I never realized that it- or somewhere very like it- is, and not only that, but I've visited there a half-dozen times.
White Sulpher Springs, the eastern conference center for Officer's Christian Fellowship, is not home to elven lords, nor is it located near the Misty Mountains (though it is found in the Allegheny Mountains, which get pretty foggy in the mornings). But the things that really make me want to visit Rivendell are found there all the same. It's a beautiful place, particularly in the early mornings, when the air is still cool (even in August), the sky is just waking up, and there's still mist over the forest-covered mountains. Nearly every morning, I'd do my devotions in a rocking chair on the back porch and stare out at the sky, the hills, and the gravel road that winds past pastures and into the trees. It's peaceful, a place apart from the troubles of everyday. There's delicious food, singing at every meal and throughout the day, good company, and good discussions.
And, for me, it's Rivendell in another way: a Last Homely House to welcome me before I bid farewell to Virginia and set off for whatever adventures New York has to offer. And as Rivendell provided rest for Frodo and Bilbo and a place for them to prepare for the rest of their adventure, so White Sulpher Springs gave the same to me.
I wasn't at White Sulpher Springs to relax- not by a long shot. I was staying there as part of Support Staff, a team of sixteen highschoolers (eight guys, eight girls) who work around the hotel and help keep it running. The guys work outside, chopping wood and mowing lawns and such. The girls take care of cleaning and meal prep; in the two weeks I was there, I vacuumed halls and stairs, dusted almost every room at least once, washed far too many windows, cleaned bathrooms (a less unpleasant job than it sounds), prepared and served drinks, set tables, washed silverware (not a task for the squeemish- the water gets very greasy very fast), and more. It was hard work- but not as tedious as I feared.
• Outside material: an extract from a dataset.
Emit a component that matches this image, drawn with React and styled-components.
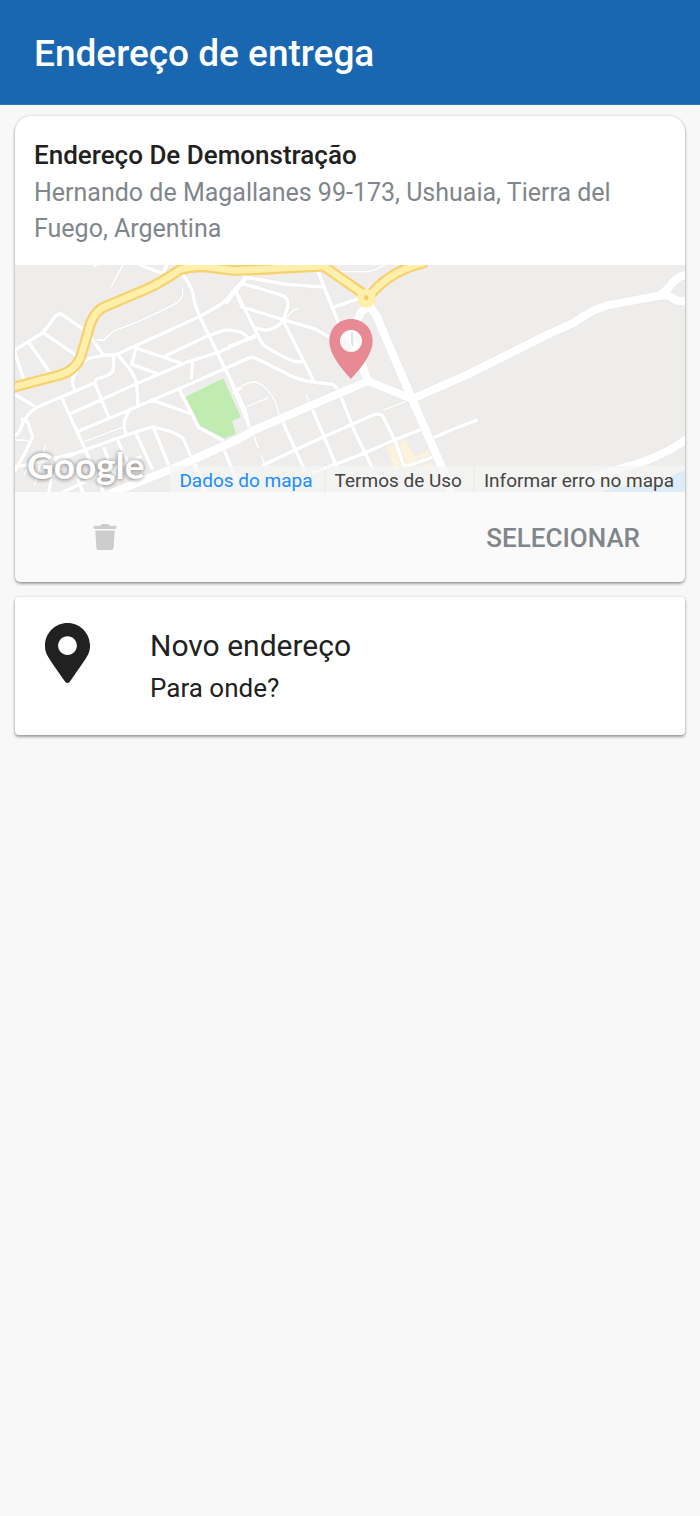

And once our chores were done- and most days, that happened by noon, or perhaps two at the latest, excluding dinner prep- we were free to do as we pleased. There were events most days which we had to help with, true: International Night on Monday (I got to wear a kilt!), ice cream social at the old hotel on Tuesday, Western Night on Wednesday (at which I learned how to square dance and do the Virginia Reel, both of which are more fun than I expected), a picnic and games on Thursday, new guests on Friday, and afternoon tea on Sunday. But the events are fun, and staff is not only allowed but strongly encouraged to enjoy them- a good thing, since we occasionally outnumbered the guests.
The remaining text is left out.